OBJECTIVE
In the listing below, pick out lines with "that".

>>>

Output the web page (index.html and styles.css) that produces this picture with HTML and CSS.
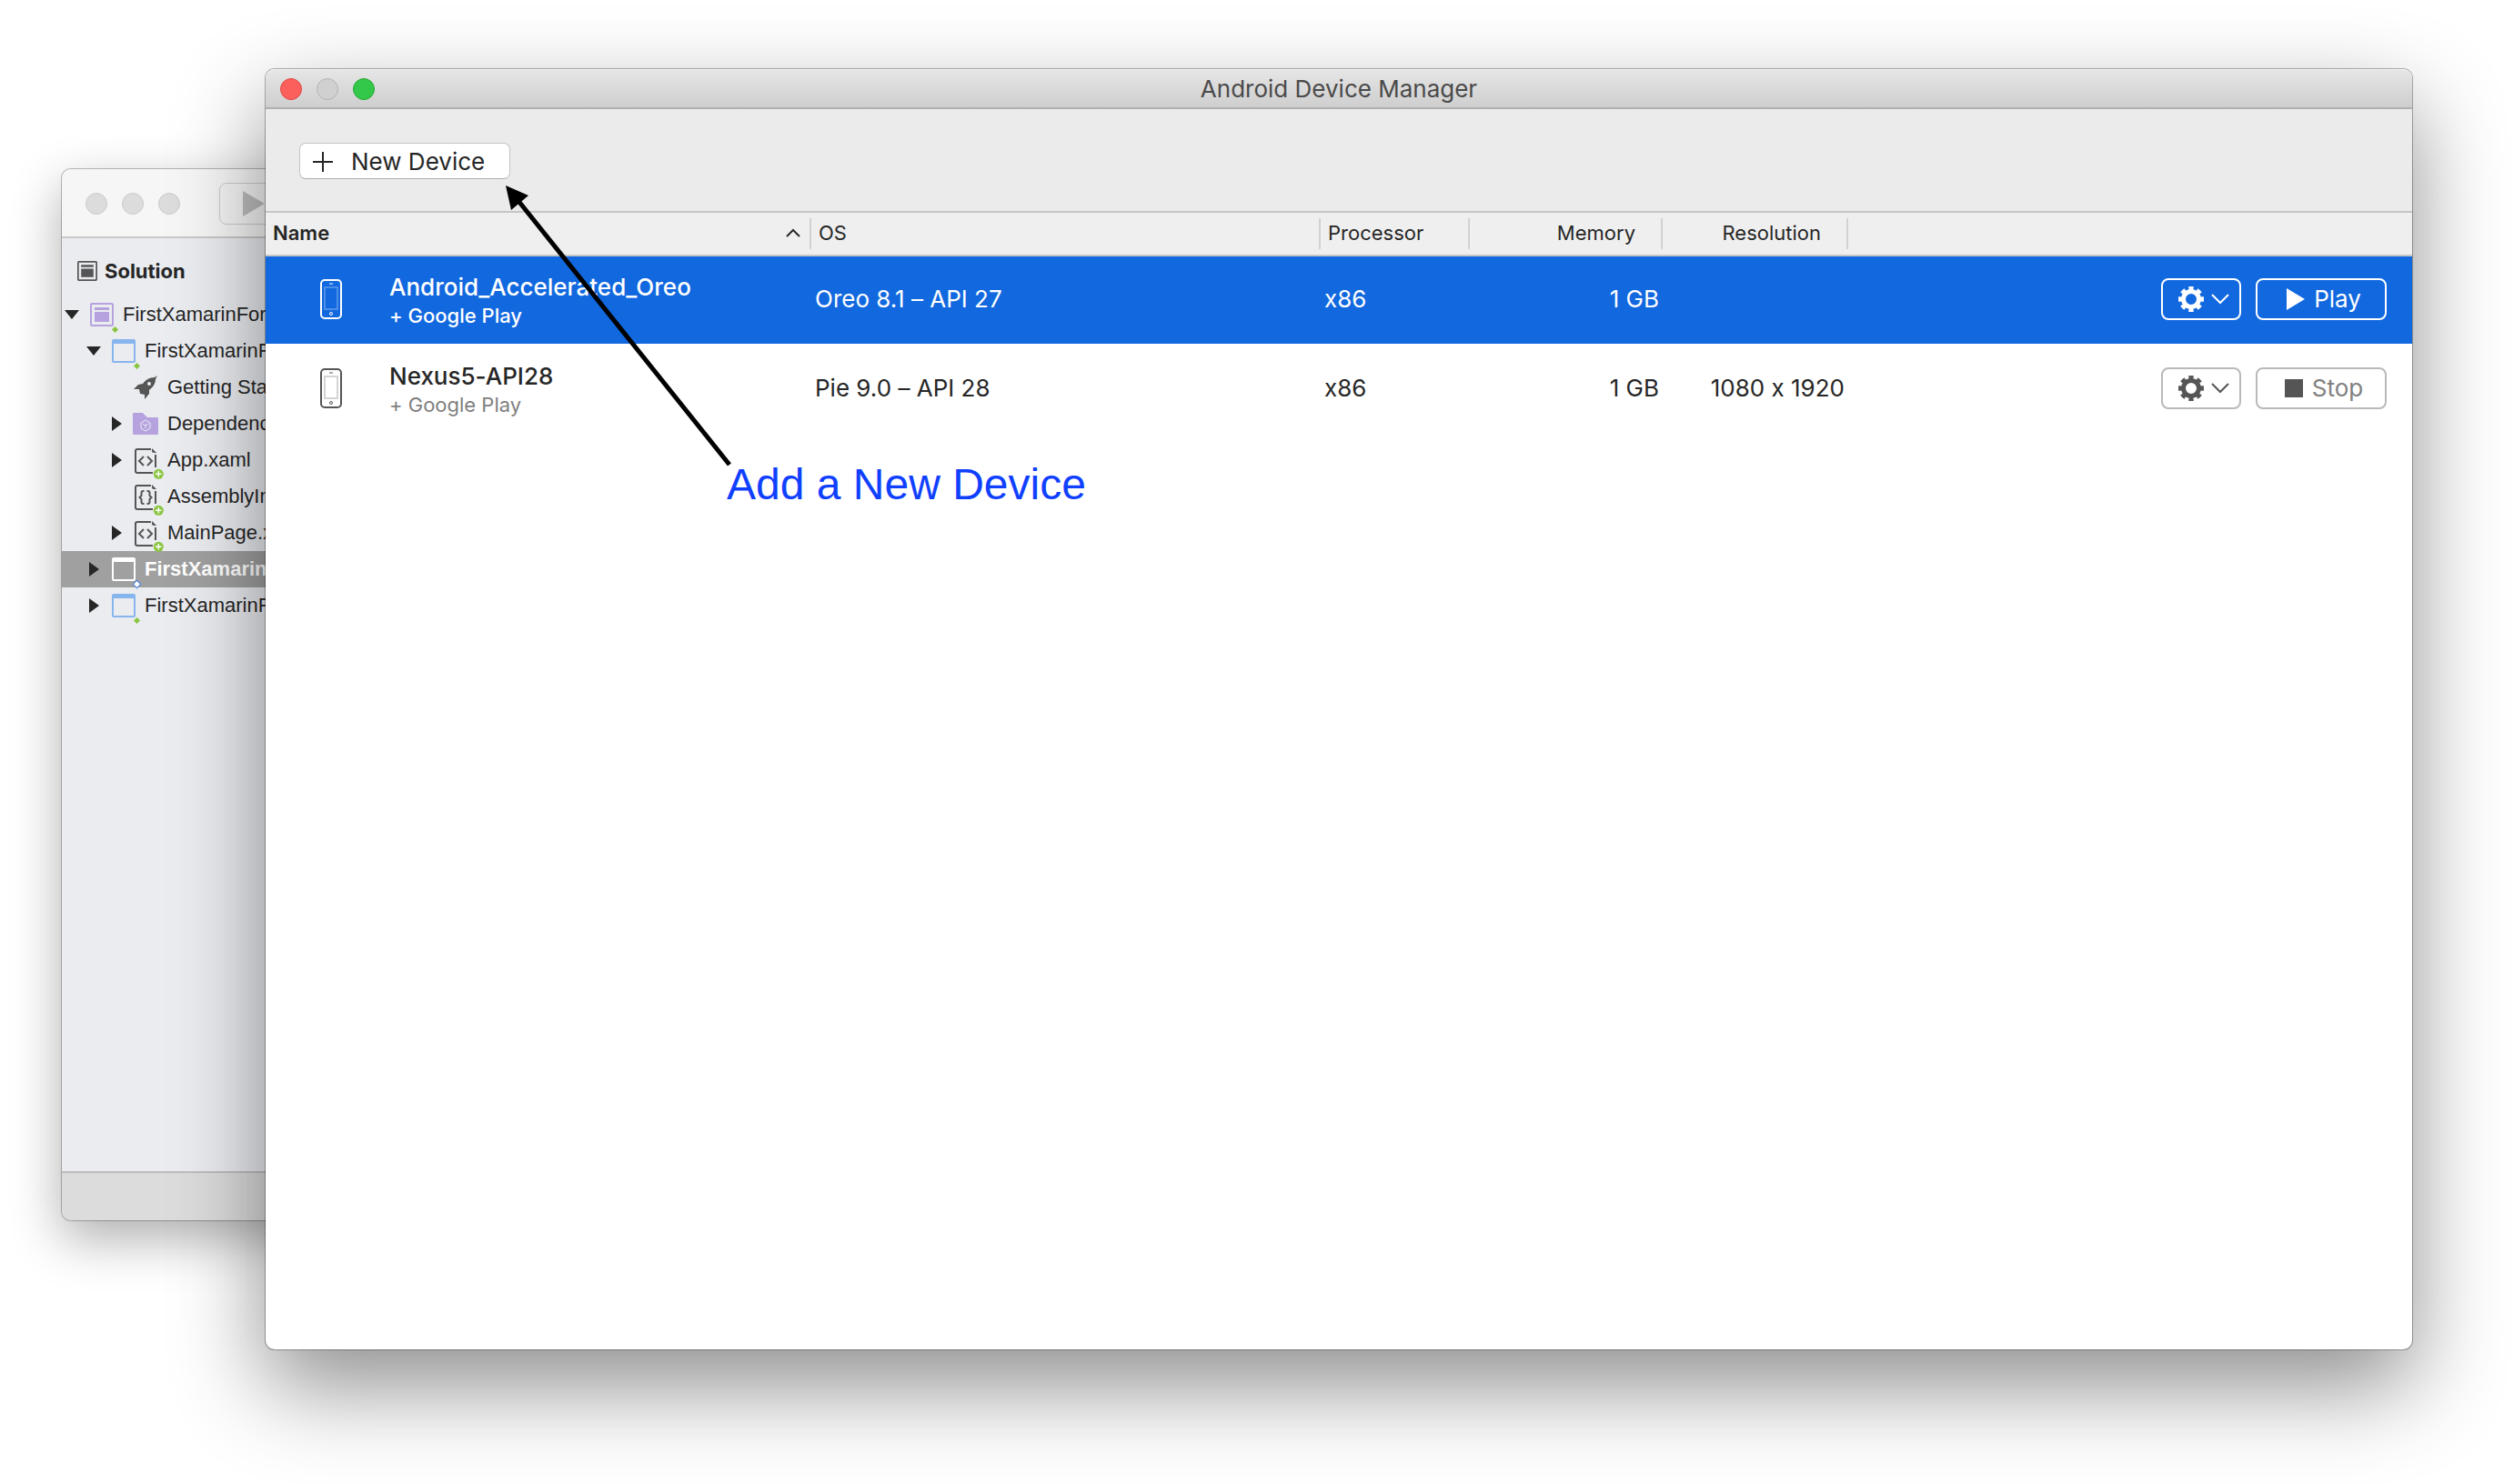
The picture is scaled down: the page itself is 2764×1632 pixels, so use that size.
FILE: index.html
```html
<!DOCTYPE html>
<html lang="en">
<head>
<meta charset="utf-8">
<title>Android Device Manager</title>
<link rel="stylesheet" href="styles.css">
</head>
<body>
<svg class="defs" aria-hidden="true">
  <symbol id="tri-down" viewBox="0 0 16 12"><path d="M0 1h16L8 11z" fill="#262626"/></symbol>
  <symbol id="tri-right" viewBox="0 0 12 16"><path d="M1 0v16l11-8z" fill="#262626"/></symbol>
  <symbol id="solution" viewBox="0 0 26 26"><rect x="1" y="1" width="24" height="24" rx="1" fill="none" stroke="currentColor" stroke-width="2"/><path d="M5 5h16v3H5zM5 10h16v11H5z" fill="currentColor"/></symbol>
  <symbol id="project" viewBox="0 0 26 26"><rect x="1" y="1" width="24" height="24" rx="1" fill="none" stroke="currentColor" stroke-width="2"/><path d="M1 1h24v4H1z" fill="currentColor"/></symbol>
  <symbol id="rocket" viewBox="0 0 28 28"><path d="M27 1l-3 2c-6 0-10 3-13 7l-5 1-5 5 6 0 1 5 5 1 0 5 5-6v-4c4-3 7-7 7-12z" fill="#555"/><circle cx="18" cy="10" r="2" fill="#eaecf0"/></symbol>
  <symbol id="folder" viewBox="0 0 28 24"><path d="M0 1q0-1 1-1h10l5 5h11q1 0 1 1v17q0 1-1 1H1q-1 0-1-1z" fill="#b6a2de"/><path d="M14 8l5 3v6l-5 3-5-3v-6zM11 12l3 2 3-2M14 14v3" fill="none" stroke="#eaecf0"/></symbol>
  <symbol id="xaml" viewBox="0 0 34 34"><path d="M18 1H3Q1 1 1 3v22q0 2 2 2h17M23 7v14" fill="none" stroke="#555" stroke-width="2"/><path d="M19 0l5 5h-3q-2 0-2-2z" fill="#555"/><path d="M10 9l-5 5 5 5M14 9l5 5-5 5" fill="none" stroke="#555" stroke-width="2"/><circle cx="26.3" cy="28.3" r="5.5" fill="#8bc540"/><path d="M26.3 25v6.6M23 28.3h6.6" stroke="#fff" stroke-width="1.4"/></symbol>
  <symbol id="code" viewBox="0 0 34 34"><path d="M18 1H3Q1 1 1 3v22q0 2 2 2h17M23 7v14" fill="none" stroke="#555" stroke-width="2"/><path d="M19 0l5 5h-3q-2 0-2-2z" fill="#555"/><path d="M10.500 7H9.500Q7.500 7 7.500 9v3L5.500 14l2 2v3q0 2 2 2h1M13.500 7h1q2 0 2 2v3l2 2-2 2v3q0 2-2 2h-1" fill="none" stroke="#555" stroke-width="2"/><circle cx="26.3" cy="28.3" r="5.5" fill="#8bc540"/><path d="M26.3 25v6.6M23 28.3h6.6" stroke="#fff" stroke-width="1.4"/></symbol>
  <symbol id="phone" viewBox="0 0 24 44"><rect x="1" y="1" width="22" height="42" rx="4" fill="none" stroke="currentColor" stroke-width="2"/><path d="M10 5h4" stroke="currentColor"/><rect x="5" y="9" width="14" height="24" fill="none" stroke="currentColor" stroke-width="2" opacity=".25"/><circle cx="12" cy="38" r="1.5" fill="none" stroke="currentColor"/></symbol>
  <symbol id="gear" viewBox="0 0 28 28"><circle cx="14" cy="14" r="8.5" fill="none" stroke="currentColor" stroke-width="5"/><circle cx="14" cy="14" r="12" fill="none" stroke="currentColor" stroke-width="4" pathLength="80" stroke-dasharray="5.6 4.4" stroke-dashoffset="2.8"/></symbol>
  <symbol id="chevron" viewBox="0 0 20 12"><path d="M1 1l9 9 9-9" fill="none" stroke="currentColor" stroke-width="2"/></symbol>
</svg>

<main class="desktop">
  <section class="window ide" aria-label="Solution">
    <header class="ide-bar">
      <div class="lights">
        <button class="light" aria-label="Close"></button>
        <button class="light" aria-label="Minimize"></button>
        <button class="light" aria-label="Zoom"></button>
      </div>
      <button class="run" aria-label="Run"><svg width="24" height="28" viewBox="0 0 24 28"><path d="M0 0v28l24-14z" fill="#bfbfbf"/></svg></button>
    </header>
    <nav class="sidebar">
      <h2 class="side-title"><svg class="side-icon" width="22" height="22"><use href="#solution"/></svg>Solution</h2>
      <ul class="tree">
        <li class="node root"><svg class="tri"><use href="#tri-down"/></svg><span class="icon violet dot"><svg width="26" height="26"><use href="#solution"/></svg></span>FirstXamarinForms</li>
        <li class="node project"><svg class="tri"><use href="#tri-down"/></svg><span class="icon blue dot"><svg width="26" height="26"><use href="#project"/></svg></span>FirstXamarinForms</li>
        <li class="node file"><span class="tri"></span><span class="icon"><svg width="28" height="28"><use href="#rocket"/></svg></span>Getting Started</li>
        <li class="node file"><svg class="tri"><use href="#tri-right"/></svg><span class="icon"><svg width="28" height="24"><use href="#folder"/></svg></span>Dependencies</li>
        <li class="node file"><svg class="tri"><use href="#tri-right"/></svg><span class="icon doc"><svg width="34" height="34"><use href="#xaml"/></svg></span>App.xaml</li>
        <li class="node file"><span class="tri"></span><span class="icon doc"><svg width="34" height="34"><use href="#code"/></svg></span>AssemblyInfo.cs</li>
        <li class="node file"><svg class="tri"><use href="#tri-right"/></svg><span class="icon doc"><svg width="34" height="34"><use href="#xaml"/></svg></span>MainPage.xaml</li>
        <li class="node project selected"><svg class="tri"><use href="#tri-right"/></svg><span class="icon dot"><svg width="26" height="26"><use href="#project"/></svg></span>FirstXamarinForms</li>
        <li class="node project"><svg class="tri"><use href="#tri-right"/></svg><span class="icon blue dot"><svg width="26" height="26"><use href="#project"/></svg></span>FirstXamarinForms</li>
      </ul>
    </nav>
    <footer class="ide-status"></footer>
  </section>

  <section class="window manager" aria-labelledby="manager-title">
    <header class="title-bar">
      <div class="lights">
        <button class="light red" aria-label="Close"></button>
        <button class="light" aria-label="Minimize"></button>
        <button class="light green" aria-label="Zoom"></button>
      </div>
      <h1 class="title" id="manager-title">Android Device Manager</h1>
    </header>
    <div class="toolbar">
      <button class="new-device"><svg width="22" height="22" viewBox="0 0 22 22"><path d="M11 0v22M0 11h22" stroke="#262626" stroke-width="2"/></svg>New Device</button>
    </div>
    <table class="devices">
      <colgroup><col class="c-name"><col class="c-os"><col class="c-cpu"><col class="c-mem"><col class="c-res"><col></colgroup>
      <thead>
        <tr>
          <th class="sorted" aria-sort="ascending"><span class="sort">Name<svg width="16" height="10" viewBox="0 0 16 10"><path d="M1 9l7-7 7 7" fill="none" stroke="#262626" stroke-width="2"/></svg></span></th>
          <th>OS</th><th>Processor</th><th class="num">Memory</th><th class="num">Resolution</th><th class="last" aria-label="Actions"></th>
        </tr>
      </thead>
      <tbody>
        <tr class="active">
          <td><div class="device"><svg width="24" height="44"><use href="#phone"/></svg><div class="label"><div class="name">Android_Accelerated_Oreo</div><div class="sub">+ Google Play</div></div></div></td>
          <td>Oreo 8.1 – API 27</td><td>x86</td><td class="num">1 GB</td><td class="num"></td>
          <td><div class="actions"><button class="btn menu" aria-label="Device options"><svg width="28" height="28"><use href="#gear"/></svg><svg width="20" height="12"><use href="#chevron"/></svg></button><button class="btn go"><svg width="20" height="24" viewBox="0 0 20 24"><path d="M0 0v24l20-12z" fill="currentColor"/></svg>Play</button></div></td>
        </tr>
        <tr>
          <td><div class="device"><svg width="24" height="44"><use href="#phone"/></svg><div class="label"><div class="name">Nexus5-API28</div><div class="sub">+ Google Play</div></div></div></td>
          <td>Pie 9.0 – API 28</td><td>x86</td><td class="num">1 GB</td><td class="num">1080 x 1920</td>
          <td><div class="actions"><button class="btn menu" aria-label="Device options"><svg width="28" height="28"><use href="#gear"/></svg><svg width="20" height="12"><use href="#chevron"/></svg></button><button class="btn go stop"><svg width="20" height="20" viewBox="0 0 20 20"><path d="M0 0h20v20H0z" fill="#555"/></svg><span>Stop</span></button></div></td>
        </tr>
      </tbody>
    </table>
    <svg class="arrow" width="260" height="320" viewBox="0 0 260 320" aria-hidden="true"><path d="M18 21l232 290" stroke="#000" stroke-width="5"/><path d="M4 4l25 11-19 16z"/></svg>
    <p class="note">Add a New Device</p>
  </section>
</main>
</body>
</html>
```
FILE: styles.css
```css
* { box-sizing: border-box; }

body {
  margin: 0;
  background: #fff;
  color: #262626;
  font-family: Inter, "Liberation Sans", sans-serif;
  font-feature-settings: "calt" 0;
}

button {
  margin: 0;
  padding: 0;
  font: inherit;
  color: inherit;
}

svg { display: block; flex: none; }
.defs { position: absolute; width: 0; height: 0; }

.desktop {
  position: relative;
  min-height: 100vh;
  overflow: hidden;
}

.window {
  position: absolute;
  display: flex;
  flex-direction: column;
  border-radius: 10px;
}

.lights { display: flex; gap: 16px; }
.light {
  width: 24px;
  height: 24px;
  border: 1px solid #b4b4b4;
  border-radius: 50%;
  background: #d0d0d0;
}
.light.red { background: #fc605c; border-color: #df4744; }
.light.green { background: #34c84a; border-color: #24a732; }

/* IDE window in the background */
.ide {
  left: 68px;
  top: 186px;
  bottom: 290px;
  width: 50%;
  background: #eaecf0;
  box-shadow: 0 0 0 1px rgba(0, 0, 0, .25), 0 20px 56px rgba(0, 0, 0, .32);
}
.ide-bar {
  display: flex;
  align-items: center;
  gap: 43px;
  height: 76px;
  padding: 2px 0 0 26px;
  border-bottom: 2px solid #c8c8c8;
  border-radius: 10px 10px 0 0;
  background: #f6f6f6;
}
.ide .light { background: #dcdcdc; border-color: #cacaca; }
.run {
  width: 120px;
  height: 46px;
  padding-left: 25px;
  border: 1px solid #ccc;
  border-radius: 8px;
  background: #f6f6f6;
}
.sidebar { flex: 1; }
.side-title {
  display: flex;
  align-items: center;
  gap: 8px;
  height: 64px;
  margin: 0;
  padding: 8px 0 0 17px;
  font-size: 22px;
  font-weight: 700;
}
.side-icon { color: #555; }
.tree {
  margin: 0;
  padding: 0;
  list-style: none;
  font-family: "Liberation Sans", Arial, sans-serif;
  font-size: 22px;
  white-space: nowrap;
}
.node {
  display: flex;
  align-items: center;
  height: 40px;
}
.node.root { padding-left: 3px; }
.node.project { padding-left: 27px; }
.node.file { padding-left: 52px; }
.tri { width: 16px; height: 16px; margin-right: 12px; }
.file .tri { margin-right: 10px; }
.icon { position: relative; margin-right: 10px; }
.doc { width: 26px; height: 26px; margin-left: 2px; }
.violet { color: #b6a2de; }
.blue { color: #87b5ee; }
.dot::after {
  content: "";
  position: absolute;
  right: -4px;
  bottom: -6px;
  width: 5px;
  height: 5px;
  background: #8bc540;
  transform: rotate(45deg);
}
.selected { background: #a0a0a0; font-weight: 700; }
.selected, .selected .icon { color: #fff; }
.selected .dot::after { background: #fff; outline: 1px solid #4a86e8; }
.ide-status {
  height: 54px;
  border-top: 2px solid #bdbdbd;
  border-radius: 0 0 10px 10px;
  background: #dcdcdc;
}

/* Device manager window */
.manager {
  left: 292px;
  right: 112px;
  top: 76px;
  bottom: 148px;
  background: #fff;
  box-shadow: 0 0 0 1px rgba(0, 0, 0, .3), 0 40px 100px rgba(0, 0, 0, .45);
}
.title-bar {
  display: grid;
  grid-template-columns: 1fr auto 1fr;
  align-items: center;
  height: 44px;
  padding: 2px 16px 0;
  border-bottom: 2px solid #b1b1b1;
  border-radius: 10px 10px 0 0;
  background: linear-gradient(#e6e6e6, #cecece);
  box-shadow: inset 0 1px #f4f4f4;
}
.title {
  margin: 0;
  color: #4a4a4a;
  font-size: 26px;
  font-weight: 400;
  line-height: 40px;
}
.toolbar {
  height: 114px;
  padding: 37px;
  border-bottom: 2px solid #c6c6c6;
  background: #ebebeb;
}
.new-device {
  display: flex;
  align-items: center;
  gap: 20px;
  width: 232px;
  height: 40px;
  padding: 1px 0 0 14px;
  border: 1px solid #c4c4c4;
  border-bottom-color: #adadad;
  border-radius: 7px;
  background: #fff;
  font-size: 26px;
}
.devices {
  width: 100%;
  table-layout: fixed;
  border-spacing: 0;
  font-size: 26px;
}
.c-name { width: 600px; }
.c-os { width: 560px; }
.c-cpu { width: 164px; }
.c-mem { width: 212px; }
.c-res { width: 204px; }

.devices th {
  height: 48px;
  padding: 0 8px 2px;
  border-bottom: 2px solid #c6c6c6;
  background: #efefef linear-gradient(#d2d2d2, #d2d2d2) right center / 2px 34px no-repeat;
  font-size: 22px;
  font-weight: 400;
  text-align: left;
}
.devices th.sorted { padding-right: 12px; font-weight: 600; }
.devices th.num { padding-right: 30px; }
.devices th.last { background-image: none; }
.sort {
  display: flex;
  align-items: center;
  justify-content: space-between;
}
.devices td {
  height: 98px;
  padding: 0 4px 3px;
  border-bottom: 2px solid #fff;
}
.devices .num { text-align: right; }
.active td { background: #1168df; background-clip: padding-box; color: #fff; }

.device {
  display: flex;
  align-items: center;
  gap: 52px;
  padding-left: 56px;
  color: #555;
}
.active .device { color: #fff; }
.label { padding-top: 4px; }
.name { color: #262626; font-weight: 500; line-height: 32px; }
.sub { color: #808080; font-size: 22px; line-height: 30px; }
.active .name { color: #fff; }
.active .sub { color: #fff; font-weight: 500; }

.actions {
  display: flex;
  justify-content: flex-end;
  gap: 16px;
  padding-right: 24px;
}
.btn {
  display: flex;
  align-items: center;
  justify-content: center;
  gap: 10px;
  height: 46px;
  padding-left: 6px;
  border: 2px solid #b9b9b9;
  border-radius: 8px;
  background: transparent;
  color: #555;
}
.menu { width: 88px; gap: 8px; }
.go { width: 144px; }
.stop span { color: #808080; }
.active .btn { border-color: #fff; color: #fff; }

/* Callout over the window */
.arrow { position: absolute; left: 260px; top: 124px; }
.note {
  position: absolute;
  left: 507px;
  top: 433px;
  margin: 0;
  color: #1040ff;
  font: 48px/48px "Liberation Sans", Arial, sans-serif;
  white-space: nowrap;
}
```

<<<

FINISHED TASK
Output the web page (index.html and styles.css) that produces this picture with HTML and CSS.
The picture is scaled down: the page itself is 2764×1632 pixels, so use that size.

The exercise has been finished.